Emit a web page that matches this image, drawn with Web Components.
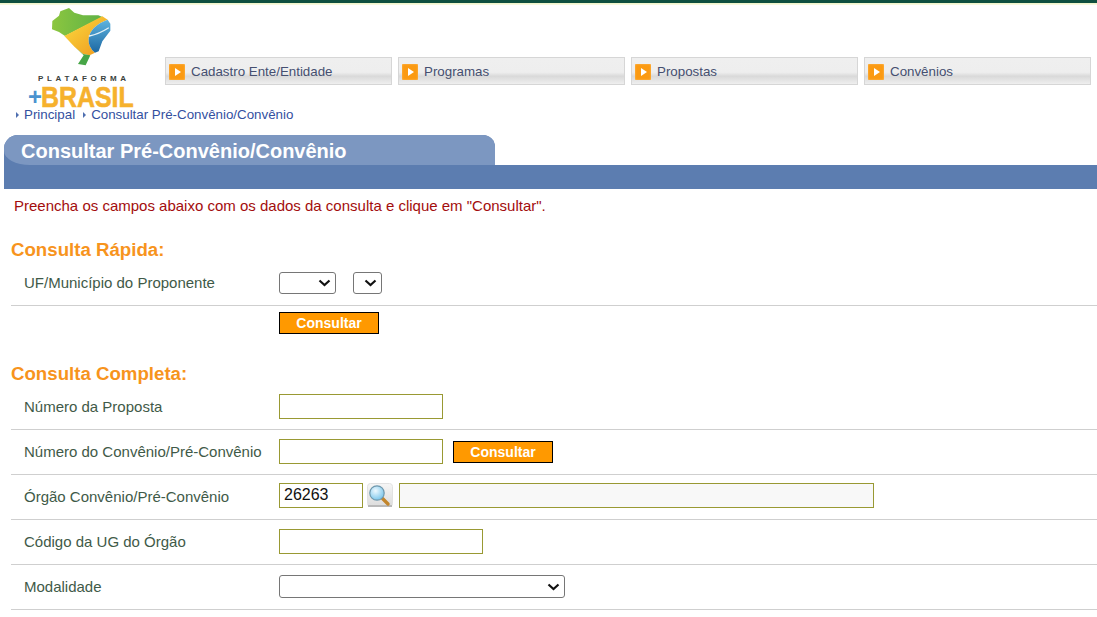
<!DOCTYPE html>
<html lang="pt-BR">
<head>
<meta charset="utf-8">
<title>Consultar Pré-Convênio/Convênio</title>
<style>
    html, body { margin: 0; padding: 0; background: #fff; overflow: hidden; }
    body { font-family: "Liberation Sans", Arial, sans-serif; }
</style>
</head>
<body>
<pb-header>
    <menu-tab>Cadastro Ente/Entidade</menu-tab>
    <menu-tab>Programas</menu-tab>
    <menu-tab>Propostas</menu-tab>
    <menu-tab>Convênios</menu-tab>
</pb-header>
<bread-crumbs items="Principal|Consultar Pré-Convênio/Convênio"></bread-crumbs>
<page-title>Consultar Pré-Convênio/Convênio</page-title>
<hint-text>Preencha os campos abaixo com os dados da consulta e clique em "Consultar".</hint-text>

<section-title style="margin-top:25px">Consulta Rápida:</section-title>
<form-row label="UF/Município do Proponente">
    <native-select width="57"></native-select>
    <native-select width="29" style="margin-left:17px"></native-select>
</form-row>
<form-row compact>
    <orange-button>Consultar</orange-button>
</form-row>

<section-title style="margin-top:22px">Consulta Completa:</section-title>
<form-row label="Número da Proposta">
    <text-field width="164"></text-field>
</form-row>
<form-row label="Número do Convênio/Pré-Convênio">
    <text-field width="164"></text-field>
    <orange-button style="margin-left:10px">Consultar</orange-button>
</form-row>
<form-row label="Órgão Convênio/Pré-Convênio">
    <text-field width="84" value="26263" style="margin-bottom:2px"></text-field>
    <search-icon style="margin-bottom:2px"></search-icon>
    <text-field width="475" readonly style="margin:0 0 2px 6px"></text-field>
</form-row>
<form-row label="Código da UG do Órgão">
    <text-field width="204"></text-field>
</form-row>
<form-row label="Modalidade">
    <native-select width="286" height="23"></native-select>
</form-row>

<script>
const esc = s => String(s)
    .replace(/&/g, '&amp;').replace(/</g, '&lt;')
    .replace(/>/g, '&gt;').replace(/"/g, '&quot;');

class PbHeader extends HTMLElement {
    constructor() {
        super();
        this.attachShadow({ mode: 'open' }).innerHTML = `
            <style>
                :host { display: block; }
                .topbar { height: 5px; background: linear-gradient(#0f4f3f 0 3px, #eef3c4 3px, #fafbe6 5px); }
                .main { display: flex; align-items: flex-start; height: 102px; }
                .logo { width: 165px; flex-shrink: 0; display: flex; flex-direction: column; }
                .map { display: block; margin: 2px 0 0 52px; }
                .plat {
                    font: bold 8px/9px "Liberation Sans", Arial, sans-serif;
                    letter-spacing: 3.7px;
                    color: #3a3f3c;
                    margin: 7px 0 0 38px;
                    white-space: nowrap;
                }
                .brasil {
                    margin: 3px 0 0 28px;
                    display: flex;
                    height: 21px;
                    font: bold 30px/21px "Liberation Sans", Arial, sans-serif;
                    white-space: nowrap;
                }
                .plus { width: 13px; font-size: 24px; color: #4b93cf; }
                .name {
                    color: #f6b12d;
                    -webkit-text-stroke: 0.6px #f6b12d;
                    transform: scaleX(0.83);
                    transform-origin: 0 50%;
                }
                nav { display: flex; gap: 6px; margin-top: 52px; }
            </style>
            <div class="topbar"></div>
            <div class="main">
                <div class="logo">
                    <svg class="map" width="60" height="60" viewBox="97 5 180 180">
                        <defs>
                            <linearGradient id="y" x1="0" y1="0" x2="1" y2="1">
                                <stop offset="0" stop-color="#fbdc3f"/>
                                <stop offset="1" stop-color="#ef971d"/>
                            </linearGradient>
                            <linearGradient id="b" x1="0" y1="0" x2="0" y2="1">
                                <stop offset="0" stop-color="#5fb4df"/>
                                <stop offset="1" stop-color="#1c68a3"/>
                            </linearGradient>
                            <linearGradient id="g" x1="0" y1="0" x2="1" y2="0">
                                <stop offset="0" stop-color="#8cc63f"/>
                                <stop offset="1" stop-color="#5fb246"/>
                            </linearGradient>
                        </defs>
                        <path fill="url(#g)" d="M98 47 L118 31 L122 18 L148 8 L164 22 L190 30 L236 30 L248 35 L136 92 L118 80 L97 72 Z"/>
                        <path fill="url(#y)" d="M134 92 L248 33 L264 43 Q212 62 207 100 Q205 125 226 142 L210 150 L190 146 L165 125 Z"/>
                        <path fill="url(#b)" d="M264 43 L272 55 L272 76 L248 108 L237 138 L226 142 Q205 125 207 100 Q212 62 264 43 Z"/>
                        <path fill="none" stroke="#e4f2f8" stroke-width="4" stroke-linecap="round" d="M209 92 Q238 86 266 68"/>
                        <path fill="#46a546" d="M168 127 L190 146 L212 150 L198 180 L175 176 L192 150 Z"/>
                    </svg>
                    <div class="plat">PLATAFORMA</div>
                    <div class="brasil"><span class="plus">+</span><span class="name">BRASIL</span></div>
                </div>
                <nav><slot></slot></nav>
            </div>`;
    }
}

class MenuTab extends HTMLElement {
    constructor() {
        super();
        this.attachShadow({ mode: 'open' }).innerHTML = `
            <style>
                :host {
                    display: flex;
                    align-items: center;
                    box-sizing: border-box;
                    width: 227px;
                    height: 28px;
                    border: 1px solid #d6d6d6;
                    background: linear-gradient(#efefef 0, #eeeeee 55%, #d9d9d9 70%, #efefef 100%);
                    font: 13.33px "Liberation Sans", Arial, sans-serif;
                    color: #454f70;
                }
                .ico {
                    width: 16px; height: 16px;
                    margin: 2px 6px 0 3px;
                    background: #fb9a12;
                    border-radius: 1px;
                    display: flex; align-items: center; justify-content: center;
                    box-shadow: inset 0 0 2px #ffc46e;
                }
                .ico i {
                    border-left: 6px solid #fff;
                    border-top: 4.5px solid transparent;
                    border-bottom: 4.5px solid transparent;
                    margin-left: 1px;
                }
            </style>
            <span class="ico"><i></i></span><slot></slot>`;
    }
}

class BreadCrumbs extends HTMLElement {
    connectedCallback() {
        const items = (this.getAttribute('items') || '').split('|');
        this.attachShadow({ mode: 'open' }).innerHTML = `
            <style>
                :host {
                    display: flex;
                    gap: 8px;
                    height: 28px;
                    padding: 0 0 0 16px;
                    font: 13.33px/16px "Liberation Sans", Arial, sans-serif;
                    color: #33509f;
                }
                span { display: flex; align-items: center; height: 16px; }
                i {
                    border-left: 3px solid #4f6fb0;
                    border-top: 3px solid transparent;
                    border-bottom: 3px solid transparent;
                    margin-right: 5px;
                }
            </style>
            ${items.map(t => `<span><i></i>${esc(t)}</span>`).join('')}`;
    }
}

class PageTitle extends HTMLElement {
    constructor() {
        super();
        this.attachShadow({ mode: 'open' }).innerHTML = `
            <style>
                :host {
                    display: block;
                    margin-left: 4px;
                    height: 54px;
                    background: linear-gradient(#5c7db0, #5c7db0) 0 30px / 100% 24px no-repeat;
                }
                .tab {
                    box-sizing: border-box;
                    width: 491px;
                    height: 30px;
                    background: #5c7db0;
                    border-radius: 14px 12px 0 0;
                    overflow: hidden;
                }
                .in {
                    box-sizing: border-box;
                    height: 30px;
                    padding-left: 17px;
                    background: #7c97c1;
                    border-radius: 0 0 0 26px / 0 0 0 14px;
                    font: bold 20px/32px "Liberation Sans", Arial, sans-serif;
                    color: #fff;
                    white-space: nowrap;
                }
            </style>
            <div class="tab"><div class="in"><slot></slot></div></div>`;
    }
}

class HintText extends HTMLElement {
    constructor() {
        super();
        this.attachShadow({ mode: 'open' }).innerHTML = `
            <style>
                :host {
                    display: block;
                    margin: 8px 0 0 14px;
                    font: 15px/18px "Liberation Sans", Arial, sans-serif;
                    color: #a30d0d;
                }
            </style>
            <slot></slot>`;
    }
}

class SectionTitle extends HTMLElement {
    constructor() {
        super();
        this.attachShadow({ mode: 'open' }).innerHTML = `
            <style>
                :host {
                    display: block;
                    margin-left: 11px;
                    font: bold 18.67px/20px "Liberation Sans", Arial, sans-serif;
                    color: #f7941d;
                    height: 21px;
                }
            </style>
            <slot></slot>`;
    }
}

class FormRow extends HTMLElement {
    connectedCallback() {
        const label = this.getAttribute('label') || '';
        const compact = this.hasAttribute('compact');
        this.attachShadow({ mode: 'open' }).innerHTML = `
            <style>
                :host {
                    display: grid;
                    grid-template-columns: 268px 1fr;
                    align-items: ${compact ? 'start' : 'center'};
                    box-sizing: border-box;
                    margin-left: 11px;
                    height: ${compact ? 36 : 45}px;
                    ${compact ? 'padding-top: 6px;' : 'border-bottom: 1px solid #cfcfcf;'}
                }
                .label {
                    padding: 0 0 2px 13px;
                    font: 15px "Liberation Sans", Arial, sans-serif;
                    color: #3f5a48;
                    white-space: nowrap;
                }
                .field { display: flex; align-items: center; margin-bottom: ${compact ? 0 : 1}px; }
            </style>
            <div class="label">${esc(label)}</div>
            <div class="field"><slot></slot></div>`;
    }
}

class NativeSelect extends HTMLElement {
    connectedCallback() {
        const w = this.getAttribute('width') || 60;
        const h = this.getAttribute('height') || 22;
        this.attachShadow({ mode: 'open' }).innerHTML = `
            <style>
                :host { display: block; position: relative; }
                select {
                    display: block;
                    box-sizing: border-box;
                    width: ${w}px;
                    height: ${h}px;
                    margin: 0;
                    appearance: none;
                    border: 1px solid #767676;
                    border-radius: 3px;
                    background: #fff;
                    font: 14px "Liberation Sans", Arial, sans-serif;
                }
                svg { position: absolute; right: 5px; top: 50%; margin-top: -4px; pointer-events: none; }
            </style>
            <select aria-label="Selecionar"><option></option></select>
            <svg width="13" height="8" viewBox="0 0 13 8">
                <path d="M1.5 1.5 L6.5 6 L11.5 1.5" fill="none" stroke="#111" stroke-width="2.2"/>
            </svg>`;
    }
}

class TextField extends HTMLElement {
    connectedCallback() {
        const w = this.getAttribute('width') || 160;
        const ro = this.hasAttribute('readonly');
        const val = this.getAttribute('value') || '';
        this.attachShadow({ mode: 'open' }).innerHTML = `
            <style>
                :host { display: block; }
                input {
                    display: block;
                    box-sizing: border-box;
                    width: ${w}px;
                    height: 25px;
                    margin: 0;
                    padding: 0 4px 2px;
                    border: 1px solid #999933;
                    outline: none;
                    background: ${ro ? '#f8f8f8' : '#fff'};
                    color: #111;
                    font: 16px "Liberation Sans", Arial, sans-serif;
                }
            </style>
            <input type="text" value="${esc(val)}" ${ro ? 'readonly' : ''} aria-label="Campo">`;
    }
}

class OrangeButton extends HTMLElement {
    constructor() {
        super();
        this.attachShadow({ mode: 'open' }).innerHTML = `
            <style>
                :host { display: block; }
                button {
                    display: block;
                    box-sizing: border-box;
                    width: 100px;
                    height: 22px;
                    padding: 0;
                    border: 1px solid #000;
                    background: #ff9900;
                    color: #fff;
                    font: bold 14px "Liberation Sans", Arial, sans-serif;
                }
            </style>
            <button type="button"><slot></slot></button>`;
    }
}

class SearchIcon extends HTMLElement {
    constructor() {
        super();
        this.attachShadow({ mode: 'open' }).innerHTML = `
            <style>
                :host { display: block; margin-left: 4px; width: 26px; height: 25px; }
                svg { display: block; }
            </style>
            <svg width="26" height="25" viewBox="0 0 26 25">
                <defs>
                    <linearGradient id="bg" x1="0" y1="0" x2="0" y2="1">
                        <stop offset="0" stop-color="#f6f6f6"/>
                        <stop offset="1" stop-color="#dcdcdc"/>
                    </linearGradient>
                    <radialGradient id="gl" cx="0.4" cy="0.35" r="0.7">
                        <stop offset="0" stop-color="#eef9ff"/>
                        <stop offset="1" stop-color="#74c3ea"/>
                    </radialGradient>
                </defs>
                <rect x="0.5" y="0.5" width="25" height="23" rx="3" fill="url(#bg)" stroke="#e2e2e2"/>
                <rect x="1" y="22" width="24" height="2" fill="#b9b9b9"/>
                <path d="M15.5 15.5 L21 21" stroke="#c2852b" stroke-width="3.4" stroke-linecap="round"/>
                <circle cx="10" cy="10" r="7.2" fill="url(#gl)" stroke="#6f98ad" stroke-width="1.2"/>
            </svg>`;
    }
}

customElements.define('pb-header', PbHeader);
customElements.define('menu-tab', MenuTab);
customElements.define('bread-crumbs', BreadCrumbs);
customElements.define('page-title', PageTitle);
customElements.define('hint-text', HintText);
customElements.define('section-title', SectionTitle);
customElements.define('form-row', FormRow);
customElements.define('native-select', NativeSelect);
customElements.define('text-field', TextField);
customElements.define('orange-button', OrangeButton);
customElements.define('search-icon', SearchIcon);
</script>
</body>
</html>
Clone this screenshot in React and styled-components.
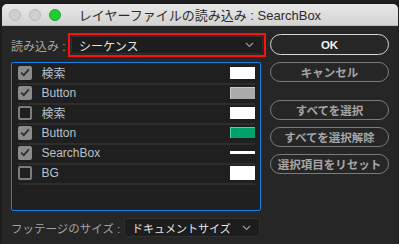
import React from "react";
import styled, { createGlobalStyle } from "styled-components";

const Global = createGlobalStyle`
  html, body { margin: 0; padding: 0; background: #1e1e1e; }
  body { width: 399px; height: 244px; overflow: hidden; }
  * { box-sizing: border-box; }
`;

const FONT = `"Liberation Sans", "Noto Sans CJK JP", sans-serif`;

const Window = styled.div`
  margin: 4px 1px 0 2px;
  height: 240px;
  display: flex;
  flex-direction: column;
  background: #262626;
  border-radius: 5px 5px 0 0;
  overflow: hidden;
  font-family: ${FONT};
`;

const TitleBar = styled.div`
  position: relative;
  height: 22px;
  flex: none;
  display: flex;
  align-items: center;
  justify-content: center;
  background: linear-gradient(#e8e8e8, #d3d3d3);
  border-bottom: 1px solid #b8b8b8;
  color: #2c2c2c;
  font-size: 13px;
`;

const Lights = styled.div`
  position: absolute;
  left: 7px;
  top: 5px;
  display: flex;
  gap: 8px;
`;

const Light = styled.span`
  width: 12px;
  height: 12px;
  border-radius: 50%;
  background: ${(p) => (p.$on ? "#1fcd30" : "#cfcfcf")};
  border: 1px solid ${(p) => (p.$on ? "#17b026" : "#b9b9b9")};
`;

const Body = styled.div`
  flex: 1;
  display: grid;
  grid-template-columns: 250px 119px;
  column-gap: 9px;
  padding: 7px 0 0 9px;
`;

const LeftCol = styled.div`
  display: flex;
  flex-direction: column;
`;

const FieldRow = styled.div`
  display: flex;
  align-items: center;
  height: ${(p) => p.$h}px;
  margin-top: ${(p) => p.$mt || 0}px;
`;

const Label = styled.span`
  color: #a3a3a3;
  font-size: ${(p) => p.$size || 12}px;
  width: ${(p) => p.$w}px;
  flex: none;
  white-space: nowrap;
`;

const Highlight = styled.div`
  width: 198px;
  height: 24px;
  border: 2px solid #ff1010;
  padding: 1px;
  flex: none;
`;

const Select = styled.div`
  height: 100%;
  width: ${(p) => (p.$w ? `${p.$w}px` : "100%")};
  display: flex;
  align-items: center;
  justify-content: space-between;
  padding: 0 8px 0 7px;
  background: #1d1d1d;
  border: 1px solid #2f2f2f;
  border-radius: 3px;
  color: #e6e6e6;
  font-size: ${(p) => p.$size || 12}px;
`;

const Chevron = () => (
  <svg width="9" height="6" viewBox="0 0 9 6">
    <path d="M1 1l3.5 3.5L8 1" fill="none" stroke="#9a9a9a" strokeWidth="1.1" />
  </svg>
);

const Panel = styled.div`
  margin-top: 5px;
  height: 149px;
  width: 250px;
  border: 1.5px solid #1582e6;
  border-radius: 2px;
  background: #1f1f1f;
  padding: 1.5px 5px 0 5.5px;
`;

const Row = styled.div`
  height: 20px;
  display: flex;
  align-items: center;
  padding-bottom: 2px;
  border-bottom: 2px solid #2d2d2d;
`;

const Box = styled.span`
  width: 14px;
  height: 14px;
  flex: none;
  border-radius: 2px;
  display: flex;
  align-items: center;
  justify-content: center;
  background: ${(p) => (p.$checked ? "#8b8b8b" : "#1f1f1f")};
  border: ${(p) => (p.$checked ? "none" : "2px solid #7d7d7d")};
`;

const Name = styled.span`
  margin-left: 10px;
  flex: 1;
  color: #b9c0c9;
  font-size: 12px;
`;

const Swatch = styled.span`
  width: 25px;
  height: ${(p) => p.$h}px;
  background: ${(p) => p.$c};
  border-left: ${(p) => (p.$edge ? `1px solid ${p.$edge}` : "none")};
  border-top: ${(p) => (p.$edge ? `1px solid ${p.$edge}` : "none")};
`;

const RightCol = styled.div`
  display: flex;
  flex-direction: column;
  padding-top: 1px;
`;

const Button = styled.div`
  height: ${(p) => p.$h || 20}px;
  margin-top: ${(p) => p.$mt || 0}px;
  border-radius: 11px;
  border: 1.5px solid ${(p) => (p.$primary ? "#d6d6d6" : "#7b7b7b")};
  display: flex;
  align-items: center;
  justify-content: center;
  color: ${(p) => (p.$primary ? "#f2f2f2" : "#a6a6a6")};
  font-size: 11.5px;
  font-weight: ${(p) => (p.$primary ? 700 : 600)};
`;

const Check = () => (
  <svg width="10" height="9" viewBox="0 0 10 9">
    <path d="M1.2 4.6l2.6 2.6L8.8 1.4" fill="none" stroke="#2e2e2e" strokeWidth="1.8" />
  </svg>
);

const layers = [
  { name: "検索", checked: true, c: "#ffffff", h: 12 },
  { name: "Button", checked: true, c: "#aaaaaa", h: 12, edge: "#c9c9c9" },
  { name: "検索", checked: false, c: "#ffffff", h: 12 },
  { name: "Button", checked: true, c: "#00a36b", h: 11, edge: "#4fd3a3" },
  { name: "SearchBox", checked: true, c: "#ffffff", h: 3 },
  { name: "BG", checked: false, c: "#ffffff", h: 14 },
];

export default function App() {
  return (
    <>
      <Global />
      <Window>
        <TitleBar>
          <Lights>
            <Light />
            <Light />
            <Light $on />
          </Lights>
          レイヤーファイルの読み込み : SearchBox
        </TitleBar>
        <Body>
          <LeftCol>
            <FieldRow $h={24}>
              <Label $w={57}>読み込み :</Label>
              <Highlight>
                <Select>
                  シーケンス
                  <Chevron />
                </Select>
              </Highlight>
            </FieldRow>
            <Panel>
              {layers.map((l, i) => (
                <Row key={i}>
                  <Box $checked={l.checked}>{l.checked && <Check />}</Box>
                  <Name>{l.name}</Name>
                  <Swatch $c={l.c} $h={l.h} $edge={l.edge} />
                </Row>
              ))}
            </Panel>
            <FieldRow $h={19} $mt={7}>
              <Label $w={113} $size={11.5}>フッテージのサイズ :</Label>
              <Select $w={136} $size={11}>
                ドキュメントサイズ
                <Chevron />
              </Select>
            </FieldRow>
          </LeftCol>
          <RightCol>
            <Button $primary $h={21}>OK</Button>
            <Button $mt={7}>キャンセル</Button>
            <Button $mt={18}>すべてを選択</Button>
            <Button $mt={7}>すべてを選択解除</Button>
            <Button $mt={7}>選択項目をリセット</Button>
          </RightCol>
        </Body>
      </Window>
    </>
  );
}
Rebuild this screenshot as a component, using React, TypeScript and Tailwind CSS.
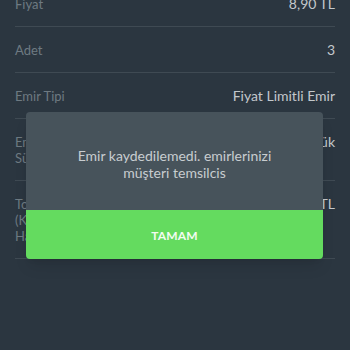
import React from "react";

const rows = [
  { label: "Fiyat", value: "8,90 TL" },
  { label: "Adet", value: "3" },
  { label: "Emir Tipi", value: "Fiyat Limitli Emir" },
  { label: "Emir\nSüresi", value: "Günlük" },
  { label: "Toplam\n(Komisyon\nHariç)", value: "26,70 TL" },
];

export default function App() {
  return (
    <div
      className="relative w-[350px] h-[350px] overflow-hidden bg-[#2b3640]"
      style={{ fontFamily: "Lato, 'Open Sans', sans-serif" }}
    >
      <div className="px-[15px] -mt-[19px]">
        {rows.map((r) => (
          <div
            key={r.label}
            className="flex justify-between items-start pt-[15px] pb-[14px] border-b border-[#3f4a53]"
          >
            <div className="whitespace-pre-line text-[13px] leading-[16px] text-[#6e7a82]">
              {r.label}
            </div>
            <div className="text-[14px] leading-[16px] text-[#c3c8cc]">{r.value}</div>
          </div>
        ))}
      </div>

      <div className="absolute left-[26px] top-[112px] w-[297px] rounded-[4px] overflow-hidden shadow-lg">
        <div className="bg-[#47535b] h-[98px] flex items-center justify-center pt-[5px] px-4">
          <p className="text-center text-[14px] leading-[17px] text-[#c8cdd0]">
            Emir kaydedilemedi. emirlerinizi
            <br />
            müşteri temsilcis
          </p>
        </div>
        <div className="bg-[#64db5f] h-[49px] flex items-center justify-center pt-[3px]">
          <span className="text-[12px] font-bold text-[#f2fbf1] tracking-[0.2px]">TAMAM</span>
        </div>
      </div>
    </div>
  );
}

++++++++++

WRITTEN REQUEST:
Return a copy of every line that includes the word "React".

EXERCISE SOLUTION:
Clone this screenshot in React and styled-components.
import React from "react";
Rebuild this screenshot as a component, using React, TypeScript and Tailwind CSS.
import React from "react";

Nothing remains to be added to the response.